WORK INSTRUCTIONS. Keep only the lines of the listing that include the word "index", and copy them.

PROVIDED MATERIAL.
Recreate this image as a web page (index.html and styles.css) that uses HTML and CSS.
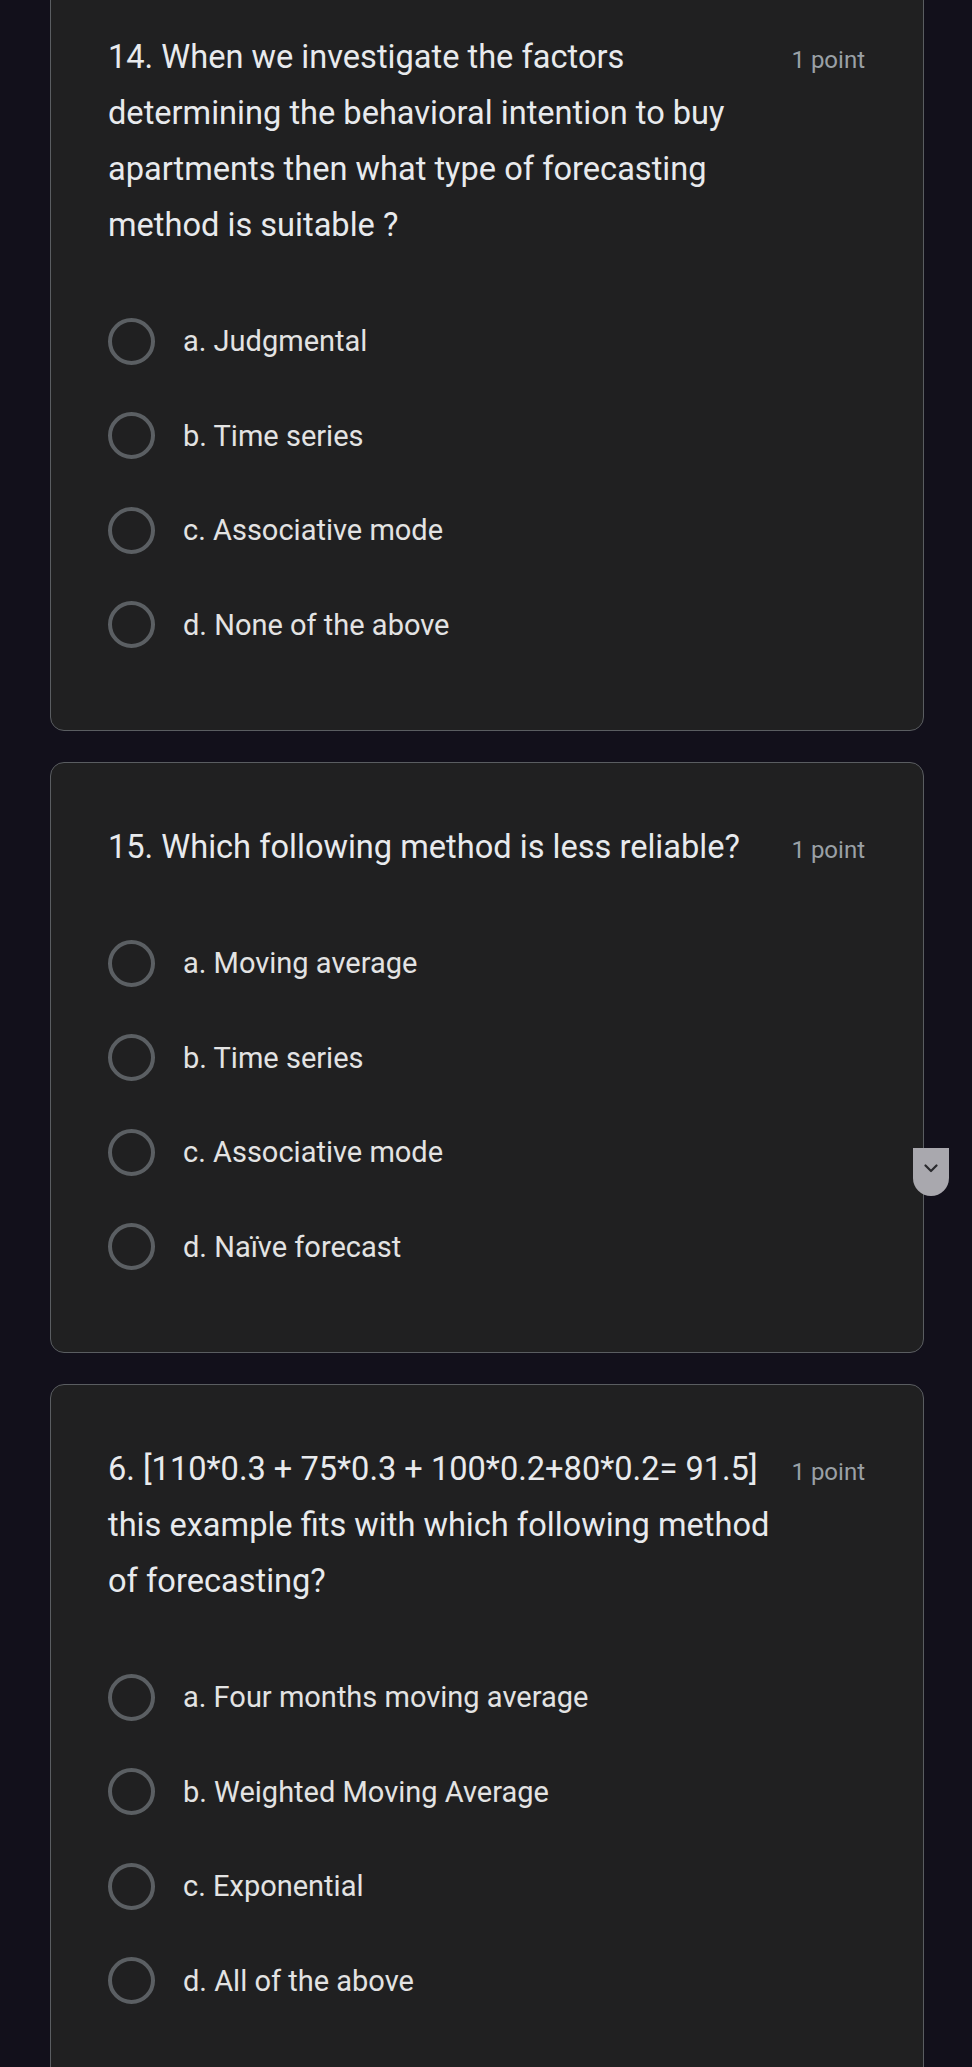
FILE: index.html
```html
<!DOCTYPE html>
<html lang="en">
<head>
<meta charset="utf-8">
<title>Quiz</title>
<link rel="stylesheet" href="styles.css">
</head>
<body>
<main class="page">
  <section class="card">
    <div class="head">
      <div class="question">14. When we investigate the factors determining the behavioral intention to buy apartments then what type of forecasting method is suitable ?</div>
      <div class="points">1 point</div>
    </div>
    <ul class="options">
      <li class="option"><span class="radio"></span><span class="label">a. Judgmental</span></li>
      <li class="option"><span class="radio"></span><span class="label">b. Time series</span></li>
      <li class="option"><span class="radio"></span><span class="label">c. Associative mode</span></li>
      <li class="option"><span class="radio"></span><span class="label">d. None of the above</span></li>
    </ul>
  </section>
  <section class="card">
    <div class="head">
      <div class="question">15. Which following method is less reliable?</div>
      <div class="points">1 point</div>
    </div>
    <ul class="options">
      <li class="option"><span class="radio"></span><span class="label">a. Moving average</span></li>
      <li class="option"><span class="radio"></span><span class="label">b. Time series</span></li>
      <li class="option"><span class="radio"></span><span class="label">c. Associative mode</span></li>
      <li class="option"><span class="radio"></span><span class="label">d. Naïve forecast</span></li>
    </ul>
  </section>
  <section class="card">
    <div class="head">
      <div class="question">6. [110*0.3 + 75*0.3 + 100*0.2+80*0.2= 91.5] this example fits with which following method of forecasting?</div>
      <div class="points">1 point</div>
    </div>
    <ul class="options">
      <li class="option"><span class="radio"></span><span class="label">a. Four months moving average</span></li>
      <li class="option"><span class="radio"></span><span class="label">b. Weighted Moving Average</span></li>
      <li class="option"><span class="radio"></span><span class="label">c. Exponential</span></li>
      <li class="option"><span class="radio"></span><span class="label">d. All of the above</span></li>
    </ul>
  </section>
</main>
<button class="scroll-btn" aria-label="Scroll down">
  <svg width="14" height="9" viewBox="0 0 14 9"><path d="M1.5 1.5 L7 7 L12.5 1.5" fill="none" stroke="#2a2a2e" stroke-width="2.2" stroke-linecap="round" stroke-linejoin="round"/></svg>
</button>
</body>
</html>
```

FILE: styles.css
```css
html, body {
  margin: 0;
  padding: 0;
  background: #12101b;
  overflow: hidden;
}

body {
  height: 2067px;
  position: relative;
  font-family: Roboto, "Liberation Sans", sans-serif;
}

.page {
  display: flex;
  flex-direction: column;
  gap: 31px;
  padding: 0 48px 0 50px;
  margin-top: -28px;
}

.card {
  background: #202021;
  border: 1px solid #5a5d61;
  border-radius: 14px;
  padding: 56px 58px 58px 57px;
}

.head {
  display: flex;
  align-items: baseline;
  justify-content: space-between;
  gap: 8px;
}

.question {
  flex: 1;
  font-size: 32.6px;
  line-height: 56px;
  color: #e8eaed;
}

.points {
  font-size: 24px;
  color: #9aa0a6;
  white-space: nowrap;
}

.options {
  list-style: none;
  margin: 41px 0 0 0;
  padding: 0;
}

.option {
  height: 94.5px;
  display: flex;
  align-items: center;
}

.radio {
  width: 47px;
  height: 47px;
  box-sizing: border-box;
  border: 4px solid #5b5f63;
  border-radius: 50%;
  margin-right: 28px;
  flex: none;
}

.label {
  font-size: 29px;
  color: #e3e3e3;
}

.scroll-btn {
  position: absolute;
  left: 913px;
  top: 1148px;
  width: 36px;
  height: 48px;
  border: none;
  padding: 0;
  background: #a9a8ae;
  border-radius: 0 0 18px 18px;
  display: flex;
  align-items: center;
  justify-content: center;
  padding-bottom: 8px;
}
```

REPLY TO THE TASK.
Recreate this image as a web page (index.html and styles.css) that uses HTML and CSS.
FILE: index.html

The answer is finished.